## begin Data excerpt

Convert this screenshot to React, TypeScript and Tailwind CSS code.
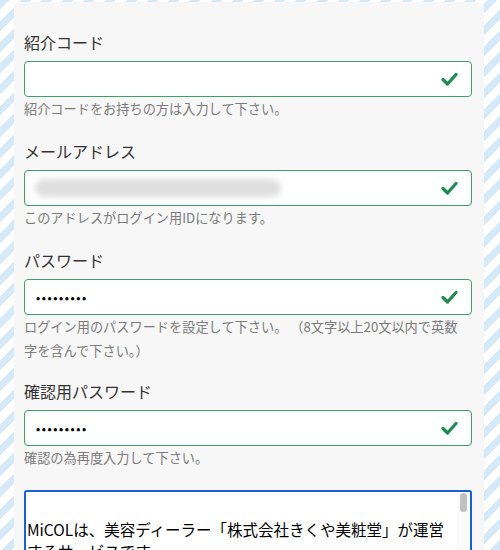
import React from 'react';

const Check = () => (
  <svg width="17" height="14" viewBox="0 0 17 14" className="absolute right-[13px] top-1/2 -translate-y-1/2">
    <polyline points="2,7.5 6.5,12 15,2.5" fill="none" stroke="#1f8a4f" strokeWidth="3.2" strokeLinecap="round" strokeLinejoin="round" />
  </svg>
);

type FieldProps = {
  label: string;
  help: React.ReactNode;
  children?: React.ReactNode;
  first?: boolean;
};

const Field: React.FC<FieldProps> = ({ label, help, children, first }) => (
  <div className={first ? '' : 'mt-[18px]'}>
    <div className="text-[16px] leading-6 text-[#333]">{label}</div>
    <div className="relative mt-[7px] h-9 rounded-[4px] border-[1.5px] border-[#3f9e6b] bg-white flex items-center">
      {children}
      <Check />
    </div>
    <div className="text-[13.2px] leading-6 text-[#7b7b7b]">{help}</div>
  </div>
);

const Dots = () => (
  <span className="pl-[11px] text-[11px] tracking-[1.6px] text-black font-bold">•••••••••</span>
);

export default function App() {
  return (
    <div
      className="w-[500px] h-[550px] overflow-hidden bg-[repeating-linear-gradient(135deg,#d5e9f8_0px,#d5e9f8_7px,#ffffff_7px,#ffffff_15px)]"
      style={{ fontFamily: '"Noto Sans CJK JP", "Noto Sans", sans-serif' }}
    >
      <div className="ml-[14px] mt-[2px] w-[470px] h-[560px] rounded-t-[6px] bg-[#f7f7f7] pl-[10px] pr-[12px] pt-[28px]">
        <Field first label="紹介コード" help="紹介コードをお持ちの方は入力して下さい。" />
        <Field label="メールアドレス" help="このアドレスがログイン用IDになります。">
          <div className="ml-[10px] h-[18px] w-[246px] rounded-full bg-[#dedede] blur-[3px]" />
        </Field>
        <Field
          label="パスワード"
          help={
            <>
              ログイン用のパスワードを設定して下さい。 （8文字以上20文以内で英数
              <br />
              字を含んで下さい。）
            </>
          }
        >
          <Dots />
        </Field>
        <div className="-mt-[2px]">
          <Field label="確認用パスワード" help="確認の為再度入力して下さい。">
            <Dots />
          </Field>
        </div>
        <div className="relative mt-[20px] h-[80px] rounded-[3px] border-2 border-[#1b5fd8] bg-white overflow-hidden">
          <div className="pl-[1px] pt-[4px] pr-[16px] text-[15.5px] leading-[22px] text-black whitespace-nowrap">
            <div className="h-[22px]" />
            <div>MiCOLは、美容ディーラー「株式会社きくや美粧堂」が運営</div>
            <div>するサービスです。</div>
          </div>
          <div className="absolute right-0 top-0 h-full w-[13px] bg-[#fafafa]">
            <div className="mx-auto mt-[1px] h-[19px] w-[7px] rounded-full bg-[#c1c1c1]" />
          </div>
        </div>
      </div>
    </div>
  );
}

## end Data excerpt

- [Your instructions]
From the material given, work out how many lines hold the string "React"; state that number and nothing further.

- [Finished exercise]
5